We’re so pleased to have the opportunity to speak with Barry Gewen, an editor at The New York Times and the author of “The Inevitability of Tragedy: Henry Kissinger and His World,” which presents an unsparing and unflinching look at the diplomat’s life but also explains his sensibility and unique way of thinking that is framed in line with a specific German-Jewish mentality more than typically American. In many ways, Gewen argues, Kissinger’s thinking more closely aligned with others such as Leo Strauss, Hannah Arendt and Hans Morgenthau, all German-Jewish émigrés and intellectuals.

“What all of these people share is a way of looking at politics and the world that is not an especially American way of looking at the world,” Gewen says during the Departures interview. “They are not firm believers in the virtues of democracy. They’re not anti-democratic. They just recognize that there are times when democracy produces excellent results, and there are times when it does not.”

The framing of this approach is very illuminating, especially considering Kissinger’s most controversial decisions.

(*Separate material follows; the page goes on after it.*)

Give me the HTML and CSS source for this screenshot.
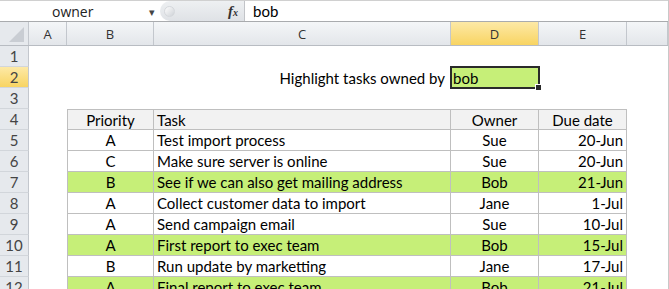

“Kissinger always refused to wear a little flag pin in his lapel,” Gewen says. “What I take from that is that it reminded him of an enforced patriotism, a kind of denial of individual freedom almost, and he was very sensitive to the ways in which democracy can, through the tyrannical majority, can impose itself on minorities and all people who dissented from that majoritarian view.”

Such background also informs upon Kissinger’s intense interest in China and the relative absence of any normative commentary about their authoritarian model.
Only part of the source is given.